* [WORK TO BE COMPLETED]
Restate the full listing word for word and leave the pictures out.

* Start DATASET EXCERPT *

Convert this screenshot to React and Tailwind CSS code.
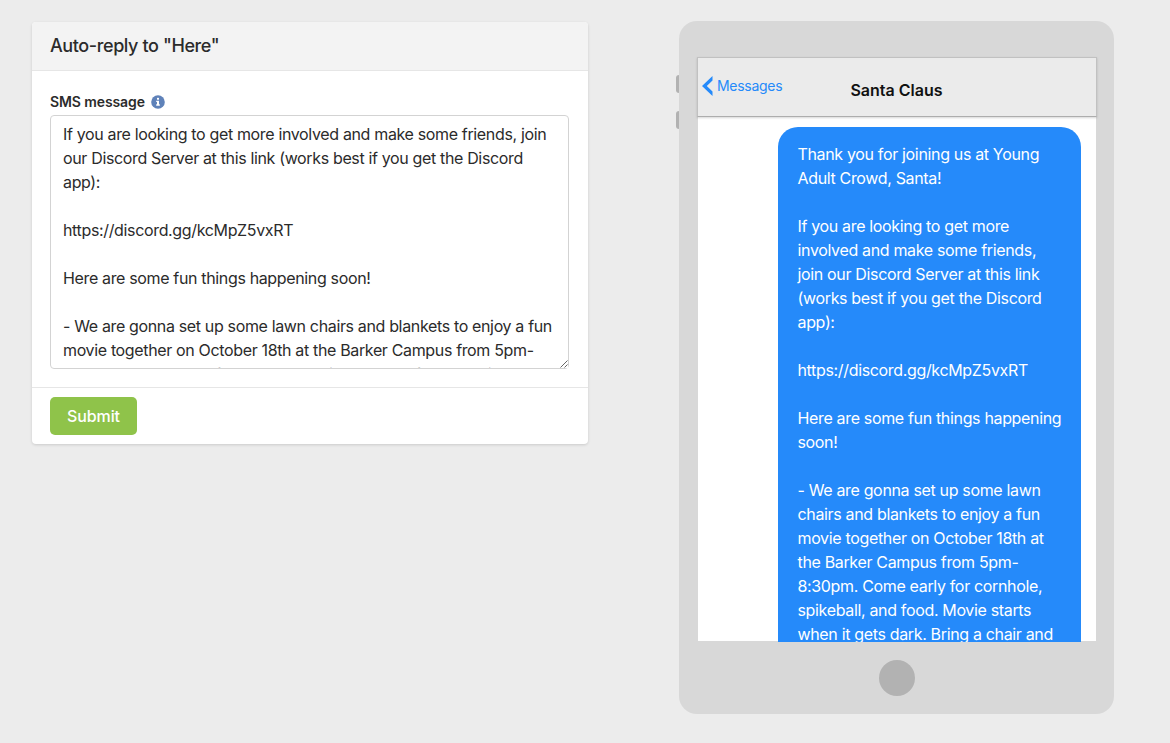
const smsMessage = `If you are looking to get more involved and make some friends, join
our Discord Server at this link (works best if you get the Discord
app):

https://discord.gg/kcMpZ5vxRT

Here are some fun things happening soon!

- We are gonna set up some lawn chairs and blankets to enjoy a fun
movie together on October 18th at the Barker Campus from 5pm-
8:30pm. Come early for cornhole, spikeball, and food. Movie starts`;

const previewMessage = `Thank you for joining us at Young
Adult Crowd, Santa!

If you are looking to get more
involved and make some friends,
join our Discord Server at this link
(works best if you get the Discord
app):

https://discord.gg/kcMpZ5vxRT

Here are some fun things happening
soon!

- We are gonna set up some lawn
chairs and blankets to enjoy a fun
movie together on October 18th at
the Barker Campus from 5pm-
8:30pm. Come early for cornhole,
spikeball, and food. Movie starts
when it gets dark. Bring a chair and`;

function InfoIcon() {
  return (
    <svg viewBox="0 0 14 14" className="size-[14px]" aria-hidden="true">
      <circle cx="7" cy="7" r="6.8" fill="#5f82b9" />
      <rect x="6" y="2.8" width="2" height="2" rx="0.6" fill="#fff" />
      <path d="M5.2 5.7H8v3.6h.8v1.4H5.2V9.3H6V7.1h-.8z" fill="#fff" />
    </svg>
  );
}

function ReplyForm() {
  return (
    <form className="flex h-[422px] w-[555.5px] flex-col overflow-hidden rounded bg-white shadow-[0_1px_3px_rgba(0,0,0,0.14)]">
      <header className="flex h-[49px] shrink-0 items-center border-b border-[#e6e6e6] bg-[#f3f3f3] px-[18px]">
        <h1 className="text-[18px] font-medium leading-6 tracking-[-0.4px]">Auto-reply to "Here"</h1>
      </header>
      <div className="h-[316px] shrink-0 px-[18px] pt-[18px]">
        <label htmlFor="sms" className="flex h-[26px] items-center gap-[6px] text-[14px] font-semibold tracking-[-0.1px]">
          <span className="-mt-[2px]">SMS message</span>
          <InfoIcon />
        </label>
        <div className="relative h-[254px] w-[519px]">
          <textarea
            id="sms"
            defaultValue={smsMessage}
            className="block size-full resize-none overflow-hidden whitespace-pre rounded-[4px] border border-[#d3d3d3] bg-white px-[12px] py-[6px] text-[16px] leading-6 tracking-[-0.35px] outline-none"
          />
          <svg viewBox="0 0 8 8" className="absolute bottom-[1px] right-[1px] size-[8px] bg-white" aria-hidden="true">
            <path d="M.5 7.5l7-7M4.5 7.5l3-3" stroke="#555" strokeWidth="0.9" />
          </svg>
        </div>
      </div>
      <footer className="flex flex-1 items-center border-t border-[#e6e6e6] px-[18px]">
        <button type="button" className="h-[38px] w-[87px] rounded-[5px] bg-[#8fc34a] text-[16px] font-medium tracking-[-0.1px] text-white">
          Submit
        </button>
      </footer>
    </form>
  );
}

function PhonePreview() {
  return (
    <section className="relative flex h-[693px] w-[435px] flex-col items-center rounded-[18px] bg-[#d8d8d8] pt-[36px]">
      <span className="absolute -left-[3px] top-[54px] h-[18px] w-[3px] rounded-l-[3px] bg-[#b2b2b2]" />
      <span className="absolute -left-[3px] top-[90px] h-[18px] w-[3px] rounded-l-[3px] bg-[#b2b2b2]" />
      <div className="flex h-[585px] w-[400px] flex-col">
        <header className="relative z-10 grid h-[60px] shrink-0 grid-cols-[1fr_auto_1fr] border border-b-[#adadad] border-x-[#c1c1c1] border-t-[#c1c1c1] bg-[#ebebeb] shadow-[0_1px_2px_rgba(0,0,0,0.16)]">
          <a className="flex h-[56px] items-center gap-[4px] pl-[4.5px] text-[14px] tracking-[-0.28px] text-[#258afa]">
            <svg viewBox="0 0 11 20" className="h-[20px] w-[11px]" aria-hidden="true">
              <path d="M10.5 0v4.5L4.8 10l5.7 5.5V20L0 10z" fill="#258afa" />
            </svg>
            <span className="-mt-px">Messages</span>
          </a>
          <h2 className="pt-[20px] text-[16px] font-semibold leading-6 tracking-[0px] text-[#111]">Santa Claus</h2>
        </header>
        <div className="mx-px flex h-[524px] justify-end bg-white pr-[15px] pt-[10px]">
          <div className="h-[515px] w-[303px] overflow-hidden whitespace-pre rounded-t-[20px] bg-[#258afa] pl-[20px] pt-[15px] text-[16px] leading-6 tracking-[-0.34px] text-white">
            {previewMessage}
          </div>
        </div>
      </div>
      <div className="mt-[18px] size-[36px] rounded-full bg-[#b2b2b2]" />
    </section>
  );
}

export default function App() {
  return (
    <main className="flex h-[743px] items-start overflow-hidden bg-[#ececec] pl-[32px] pt-[21px] font-['Inter',sans-serif] text-[#2b2b2b]">
      <div className="mr-[91.5px] pt-px">
        <ReplyForm />
      </div>
      <PhonePreview />
    </main>
  );
}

* End DATASET EXCERPT *

* [FULL RESPONSE]
Convert this screenshot to React and Tailwind CSS code.
const smsMessage = `If you are looking to get more involved and make some friends, join
our Discord Server at this link (works best if you get the Discord
app):

https://discord.gg/kcMpZ5vxRT

Here are some fun things happening soon!

- We are gonna set up some lawn chairs and blankets to enjoy a fun
movie together on October 18th at the Barker Campus from 5pm-
8:30pm. Come early for cornhole, spikeball, and food. Movie starts`;

const previewMessage = `Thank you for joining us at Young
Adult Crowd, Santa!

If you are looking to get more
involved and make some friends,
join our Discord Server at this link
(works best if you get the Discord
app):

https://discord.gg/kcMpZ5vxRT

Here are some fun things happening
soon!

- We are gonna set up some lawn
chairs and blankets to enjoy a fun
movie together on October 18th at
the Barker Campus from 5pm-
8:30pm. Come early for cornhole,
spikeball, and food. Movie starts
when it gets dark. Bring a chair and`;

function InfoIcon() {
  return (
    <svg viewBox="0 0 14 14" className="size-[14px]" aria-hidden="true">
      <circle cx="7" cy="7" r="6.8" fill="#5f82b9" />
      <rect x="6" y="2.8" width="2" height="2" rx="0.6" fill="#fff" />
      <path d="M5.2 5.7H8v3.6h.8v1.4H5.2V9.3H6V7.1h-.8z" fill="#fff" />
    </svg>
  );
}

function ReplyForm() {
  return (
    <form className="flex h-[422px] w-[555.5px] flex-col overflow-hidden rounded bg-white shadow-[0_1px_3px_rgba(0,0,0,0.14)]">
      <header className="flex h-[49px] shrink-0 items-center border-b border-[#e6e6e6] bg-[#f3f3f3] px-[18px]">
        <h1 className="text-[18px] font-medium leading-6 tracking-[-0.4px]">Auto-reply to "Here"</h1>
      </header>
      <div className="h-[316px] shrink-0 px-[18px] pt-[18px]">
        <label htmlFor="sms" className="flex h-[26px] items-center gap-[6px] text-[14px] font-semibold tracking-[-0.1px]">
          <span className="-mt-[2px]">SMS message</span>
          <InfoIcon />
        </label>
        <div className="relative h-[254px] w-[519px]">
          <textarea
            id="sms"
            defaultValue={smsMessage}
            className="block size-full resize-none overflow-hidden whitespace-pre rounded-[4px] border border-[#d3d3d3] bg-white px-[12px] py-[6px] text-[16px] leading-6 tracking-[-0.35px] outline-none"
          />
          <svg viewBox="0 0 8 8" className="absolute bottom-[1px] right-[1px] size-[8px] bg-white" aria-hidden="true">
            <path d="M.5 7.5l7-7M4.5 7.5l3-3" stroke="#555" strokeWidth="0.9" />
          </svg>
        </div>
      </div>
      <footer className="flex flex-1 items-center border-t border-[#e6e6e6] px-[18px]">
        <button type="button" className="h-[38px] w-[87px] rounded-[5px] bg-[#8fc34a] text-[16px] font-medium tracking-[-0.1px] text-white">
          Submit
        </button>
      </footer>
    </form>
  );
}

function PhonePreview() {
  return (
    <section className="relative flex h-[693px] w-[435px] flex-col items-center rounded-[18px] bg-[#d8d8d8] pt-[36px]">
      <span className="absolute -left-[3px] top-[54px] h-[18px] w-[3px] rounded-l-[3px] bg-[#b2b2b2]" />
      <span className="absolute -left-[3px] top-[90px] h-[18px] w-[3px] rounded-l-[3px] bg-[#b2b2b2]" />
      <div className="flex h-[585px] w-[400px] flex-col">
        <header className="relative z-10 grid h-[60px] shrink-0 grid-cols-[1fr_auto_1fr] border border-b-[#adadad] border-x-[#c1c1c1] border-t-[#c1c1c1] bg-[#ebebeb] shadow-[0_1px_2px_rgba(0,0,0,0.16)]">
          <a className="flex h-[56px] items-center gap-[4px] pl-[4.5px] text-[14px] tracking-[-0.28px] text-[#258afa]">
            <svg viewBox="0 0 11 20" className="h-[20px] w-[11px]" aria-hidden="true">
              <path d="M10.5 0v4.5L4.8 10l5.7 5.5V20L0 10z" fill="#258afa" />
            </svg>
            <span className="-mt-px">Messages</span>
          </a>
          <h2 className="pt-[20px] text-[16px] font-semibold leading-6 tracking-[0px] text-[#111]">Santa Claus</h2>
        </header>
        <div className="mx-px flex h-[524px] justify-end bg-white pr-[15px] pt-[10px]">
          <div className="h-[515px] w-[303px] overflow-hidden whitespace-pre rounded-t-[20px] bg-[#258afa] pl-[20px] pt-[15px] text-[16px] leading-6 tracking-[-0.34px] text-white">
            {previewMessage}
          </div>
        </div>
      </div>
      <div className="mt-[18px] size-[36px] rounded-full bg-[#b2b2b2]" />
    </section>
  );
}

export default function App() {
  return (
    <main className="flex h-[743px] items-start overflow-hidden bg-[#ececec] pl-[32px] pt-[21px] font-['Inter',sans-serif] text-[#2b2b2b]">
      <div className="mr-[91.5px] pt-px">
        <ReplyForm />
      </div>
      <PhonePreview />
    </main>
  );
}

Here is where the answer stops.